_Problem to solve_. Find the string "index" in the data, then copy every line where it is found.

_Data shown_.
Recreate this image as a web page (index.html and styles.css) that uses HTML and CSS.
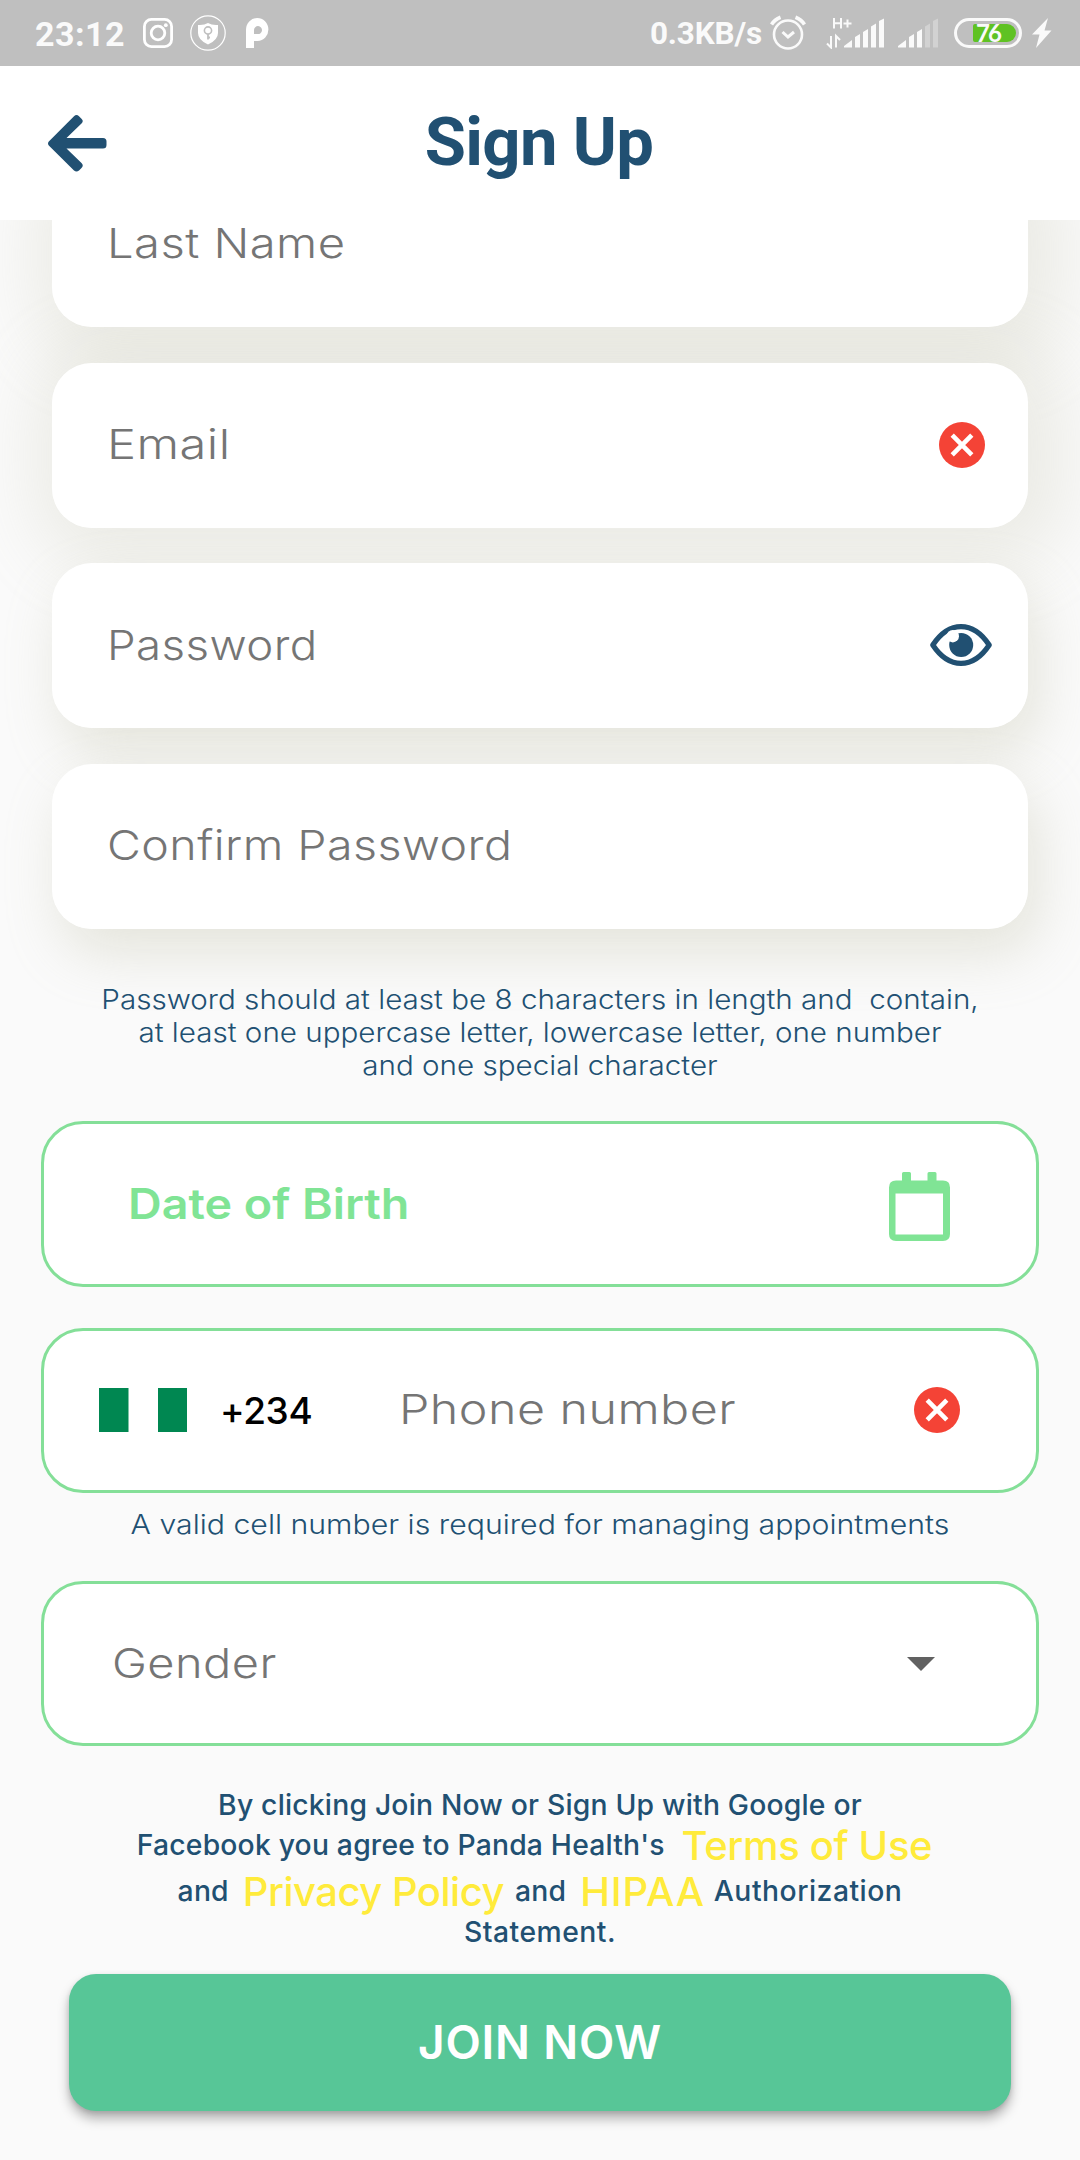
FILE: index.html
```html
<!DOCTYPE html>
<html lang="en">
<head>
<meta charset="utf-8">
<title>Sign Up</title>
<link rel="stylesheet" href="styles.css">
</head>
<body>
<div class="status">
  <span class="status__time">23:12</span>
  <svg class="status__insta" width="30" height="30" viewBox="0 0 30 30" fill="none" stroke="#fff" stroke-width="2.8"><rect x="1.4" y="1.4" width="27.2" height="27.2" rx="7"/><circle cx="15" cy="15" r="6.8"/><circle cx="22.8" cy="7.2" r="1.9" fill="#fff" stroke="none"/></svg>
  <svg class="status__shield" width="36" height="36" viewBox="0 0 36 36"><circle cx="18" cy="18" r="17.2" fill="none" stroke="#fff" stroke-width="1.2"/><path d="M8 10Q14 10.500 18 8Q22 10.500 28 10V18Q28 25 18 29.500Q8 25 8 18Z" fill="#fff"/><circle cx="18" cy="15.500" r="3.600" fill="none" stroke="#bfbfbf" stroke-width="1.600"/><path d="M18 19V24.500M18 22.500H20" stroke="#bfbfbf" stroke-width="1.800"/></svg>
  <svg class="status__p" width="23" height="30" viewBox="0 0 23 30"><path fill="#fff" fill-rule="evenodd" d="M0 30V11.500A11.200 11.500 0 1 1 11.500 23H8V30ZM8 16H11.500A4 4 0 1 0 8 12Z"/></svg>
  <span class="status__rate">0.3KB/s</span>
  <svg class="status__alarm" width="36" height="36" viewBox="0 0 36 36" fill="none" stroke="#fafafa" stroke-width="2.600"><circle cx="18" cy="19.500" r="14"/><path d="M12.500 17L18 22L24 17" stroke-width="3"/><path d="M1.500 9.500Q4.500 4.500 10.500 2.200M25.500 2.200Q31.500 4.500 34.500 9.500" stroke-width="3.600"/></svg>
  <svg class="status__signal" width="58" height="32" viewBox="0 0 58 32"><g fill="none" stroke="#fafafa" stroke-width="2"><path d="M8 1V11.500M15 1V11.500M8 6.300H15M17.500 6.500H25.500M21.500 2.500V10.500"/><path d="M5 19V30.500L1 26.500M10 30.500V19L14 23"/></g><path fill="#fafafa" d="M18 30.500V29L26 23V30.500ZM29 30.500V20L34 17V30.500ZM37 30.500V15L42 12V30.500ZM45 30.500V9.500L50 6.500V30.500ZM53 30.500V4L58 1.500V30.500Z"/></svg>
  <svg class="status__signal2" width="40" height="32" viewBox="0 0 40 32"><path fill="#fafafa" d="M0 30.500V29L8 23V30.500ZM11 30.500V20L16 17V30.500ZM19 30.500V15L24 12V30.500Z"/><path fill="#d2d2d2" d="M27 30.500V9.500L32 6.500V30.500ZM35 30.500V4L40 1.500V30.500Z"/></svg>
  <span class="battery"><span class="battery__level">76</span></span>
  <svg class="status__bolt" width="20" height="30" viewBox="0 0 20 30"><path fill="#fafafa" d="M16 0L0 16.500H7.500L4 30L19.500 12.500H12.500Z"/></svg>
</div>

<header class="header">
  <svg class="header__back" width="59" height="57" viewBox="0 0 59 57"><path fill="#215072" d="M0.800 26.500L26 1.200Q28.500 -1 31 1.200L33.500 3.700Q36 6 33.500 8.500L18.500 23H55Q58.500 23 58.500 26.500V30Q58.500 33.500 55 33.500H18.500L33.500 48Q36 50.500 33.500 53L31 55.500Q28.500 57.700 26 55.500L0.800 30.500Q-0.800 28.500 0.800 26.500Z"/></svg>
  <h1 class="header__title">Sign Up</h1>
</header>

<main class="form">
  <div class="card card--first"><span class="label label--last">Last Name</span></div>
  <div class="card"><span class="label label--email">Email</span>
    <svg class="card__error" width="46" height="46" viewBox="0 0 46 46"><circle cx="23" cy="23" r="23" fill="#f44336"/><path d="M13.200 13.200L32.800 32.800M32.800 13.200L13.200 32.800" stroke="#fff" stroke-width="4.600"/></svg>
  </div>
  <div class="card card--soft"><span class="label label--pass">Password</span>
    <svg class="card__eye" width="62" height="42" viewBox="0 0 62 42"><path d="M2.800 21Q15 2.600 31 2.600T59.200 21Q47 39.400 31 39.400T2.800 21Z" fill="none" stroke="#215072" stroke-width="5.200" stroke-linejoin="round"/><circle cx="31.200" cy="21" r="12" fill="#215072"/><circle cx="22.800" cy="12.200" r="6.200" fill="#fff"/></svg>
  </div>
  <div class="card card--soft"><span class="label label--confirm">Confirm Password</span></div>

  <p class="hint">
    <span class="hint__line">Password should at least be 8 characters in length and&nbsp; contain,</span>
    <span class="hint__line">at least one uppercase letter, lowercase letter, one number</span>
    <span class="hint__line">and one special character</span>
  </p>

  <div class="box box--date"><span class="date">Date of Birth</span>
    <svg class="box__calendar" width="61" height="70" viewBox="0 0 61 70"><path fill="#80e495" fill-rule="evenodd" d="M13 1.500Q13 0 14.500 0H20.500Q22 0 22 1.500V8.500H38.500V1.500Q38.500 0 40 0H46Q47.500 0 47.500 1.500V8.500H54Q61 8.500 61 15.500V62Q61 69 54 69H7Q0 69 0 62V15.500Q0 8.500 7 8.500H13ZM6.500 21.500V62.500H54V21.500Z"/></svg>
  </div>

  <div class="box box--phone">
    <svg width="88" height="44" viewBox="0 0 88 44"><path fill="#fff" d="M0 0H88V44H0Z"/><path fill="#008751" d="M0 0H29.500V44H0ZM59 0H88V44H59Z"/></svg>
    <span class="code">+234</span>
    <span class="label label--phone">Phone number</span>
    <svg class="box__error" width="46" height="46" viewBox="0 0 46 46"><circle cx="23" cy="23" r="23" fill="#f44336"/><path d="M13.200 13.200L32.800 32.800M32.800 13.200L13.200 32.800" stroke="#fff" stroke-width="4.600"/></svg>
  </div>

  <p class="hint hint--cell"><span class="hint__line hint__line--cell">A valid cell number is required for managing appointments</span></p>

  <div class="box box--gender"><span class="label label--gender">Gender</span>
    <svg class="box__caret" width="28" height="14" viewBox="0 0 28 14"><path fill="#616161" d="M0 0H28L14 14Z"/></svg>
  </div>

  <div class="terms">
    <div class="terms__line">By clicking Join Now or Sign Up with Google or</div>
    <div class="terms__line terms__line--use"><span>Facebook you agree to Panda Health's</span><a class="link link--use">Terms of Use</a></div>
    <div class="terms__line terms__line--privacy"><span>and</span><a class="link link--privacy">Privacy Policy</a><span>and</span><a class="link link--hipaa">HIPAA</a><span class="terms__wide">Authorization</span></div>
    <div class="terms__line terms__line--last terms__wide">Statement.</div>
  </div>

  <button class="join">JOIN NOW</button>
</main>
</body>
</html>
```
FILE: styles.css
```css
* { box-sizing: border-box; }
body {
  margin: 0;
  width: 1080px;
  height: 2160px;
  overflow: hidden;
  background: #fafafa;
  font-family: Inter, "Open Sans", sans-serif;
}
svg { display: block; flex: none; }

/* Status bar */
.status {
  display: flex;
  align-items: flex-start;
  height: 66px;
  background: #bfbfbf;
  color: #fafafa;
  font-family: Roboto, sans-serif;
  font-weight: 700;
  white-space: nowrap;
}
.status__time { width: 108px; margin-left: 35px; font-size: 34px; line-height: 68px; letter-spacing: 0.5px; }
.status__insta { margin-top: 18px; }
.status__shield { margin: 15px 0 0 17px; }
.status__p { margin: 18px 0 0 20px; }
.status__rate { width: 121px; margin-left: 381px; font-size: 31.5px; line-height: 68px; font-weight: 700; letter-spacing: -0.2px; }
.status__alarm { margin: 15px 0 0 -1px; }
.status__signal { margin: 17px 0 0 20px; }
.status__signal2 { margin: 17px 0 0 14px; }
.battery {
  width: 68px;
  height: 30px;
  margin: 18px 0 0 16px;
  padding: 3px 3px 3px 16px;
  border: 3px solid #fafafa;
  border-radius: 15px;
}
.battery__level {
  display: block;
  height: 18px;
  padding-left: 3px;
  border-radius: 2px 9px 9px 2px;
  background: #5fc223;
  font-family: Lato, sans-serif;
  font-size: 24px;
  font-weight: 700;
  line-height: 18px;
  letter-spacing: -2px;
}
.status__bolt { margin: 18px 0 0 10px; }

/* Header */
.header { display: flex; align-items: center; height: 154px; background: #fff; }
.header__back { margin-left: 48px; }
.header__title {
  width: 320px;
  margin: -2px 0 0 272px;
  color: #215072;
  font-family: Roboto, sans-serif;
  font-size: 67px;
  font-weight: 700;
  line-height: 80px;
  letter-spacing: -0.7px;
  text-align: center;
  white-space: nowrap;
}

/* Form */
.form { display: flex; flex-direction: column; height: 1940px; overflow: hidden; isolation: isolate; }
.card {
  position: relative;
  display: flex;
  flex: none;
  align-items: center;
  justify-content: space-between;
  height: 165px;
  margin: 0 52px 35.7px;
  padding: 0 43px 2px 55px;
  border-radius: 40px;
  background: #fff;
}
/* Shadows sit on a layer under every card so they never tint a neighbour */
.card::before {
  content: "";
  position: absolute;
  inset: 0;
  z-index: -1;
  border-radius: inherit;
  box-shadow: 10px 10px 70px 26px rgba(180, 180, 150, 0.2);
}
.card--soft::before { box-shadow: 10px 24px 55px rgba(180, 180, 150, 0.3); }
.card--first { margin-top: -58.2px; }
.card__error { margin-top: 2px; }
.card__eye { margin-right: -7px; }

/* Wide letterforms: each label is stretched from its left edge */
.label {
  color: #757575;
  font-size: 41px;
  font-weight: 300;
  letter-spacing: 0.4px;
  line-height: 52px;
  white-space: nowrap;
  transform-origin: left center;
}
.label--last { transform: scaleX(1.15); }
.label--email { transform: scaleX(1.19); }
.label--pass { transform: scaleX(1.112); }
.label--confirm { transform: scaleX(1.135); }
.label--phone { margin: -2px 0 0 -2px; transform: scaleX(1.18); }
.label--gender { margin-top: -1px; transform: scaleX(1.145); }

.hint { flex: none; height: 99px; margin: 18px 0 0; color: #215072; font-size: 27px; font-weight: 300; line-height: 33px; text-align: center; }
.hint__line { display: block; white-space: pre; transform: scaleX(1.096); }
.hint--cell { height: 33px; margin: 15px 0 0; }
.hint__line--cell { transform: scaleX(1.12); }

.box {
  display: flex;
  flex: none;
  align-items: center;
  height: 165px;
  margin: 0 41px;
  border: 3px solid #84df98;
  border-radius: 42px;
  background: #fff;
}
.box--date { justify-content: space-between; height: 166px; margin-top: 39px; padding: 0 86px 0 84px; }
.date { color: #80e495; font-size: 42px; font-weight: 600; line-height: 52px; white-space: nowrap; transform: scaleX(1.11); transform-origin: left center; }
.box__calendar { margin-top: 7px; }
.box--phone { margin-top: 41px; padding-left: 55px; }
.code { width: 181px; margin-left: 33px; color: #000; font-size: 37px; font-weight: 500; letter-spacing: -0.4px; white-space: nowrap; }
.box__error { margin-left: auto; margin-right: 76px; }
.box--gender { justify-content: space-between; margin-top: 40px; padding: 0 101px 0 68px; }
.box__caret { margin-top: 2px; }

/* Terms */
.terms { flex: none; height: 176px; margin-top: 40px; color: #215072; font-size: 28.3px; font-weight: 500; letter-spacing: 0.2px; }
.terms__line { display: flex; align-items: baseline; justify-content: center; height: 39px; line-height: 39px; white-space: nowrap; }
.terms__line--use { margin: -4px 0 0 -11px; }
.terms__line--privacy { margin-top: 7px; }
.terms__line--last { margin-top: 7px; }
.terms__wide { letter-spacing: 0.5px; }
.link { position: relative; top: 5px; color: #ffeb3b; font-size: 40px; }
.link--use { margin-left: 17px; letter-spacing: -0.35px; }
.link--privacy { margin: 0 11px 0 14px; letter-spacing: -0.5px; }
.link--hipaa { margin: 0 9px 0 14px; letter-spacing: 0.8px; }

.join {
  height: 137px;
  flex: none;
  margin: 12px 69px 0;
  padding: 0 0 1px;
  border: 0;
  border-radius: 27px;
  background: #57c697;
  box-shadow: 0 8px 12px rgba(0, 0, 0, 0.28), 0 2px 5px rgba(0, 0, 0, 0.12);
  color: #fff;
  font-family: Inter, sans-serif;
  font-size: 46px;
  font-weight: 600;
  letter-spacing: 0.8px;
}
```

_Response_.
Recreate this image as a web page (index.html and styles.css) that uses HTML and CSS.
FILE: index.html
  z-index: -1;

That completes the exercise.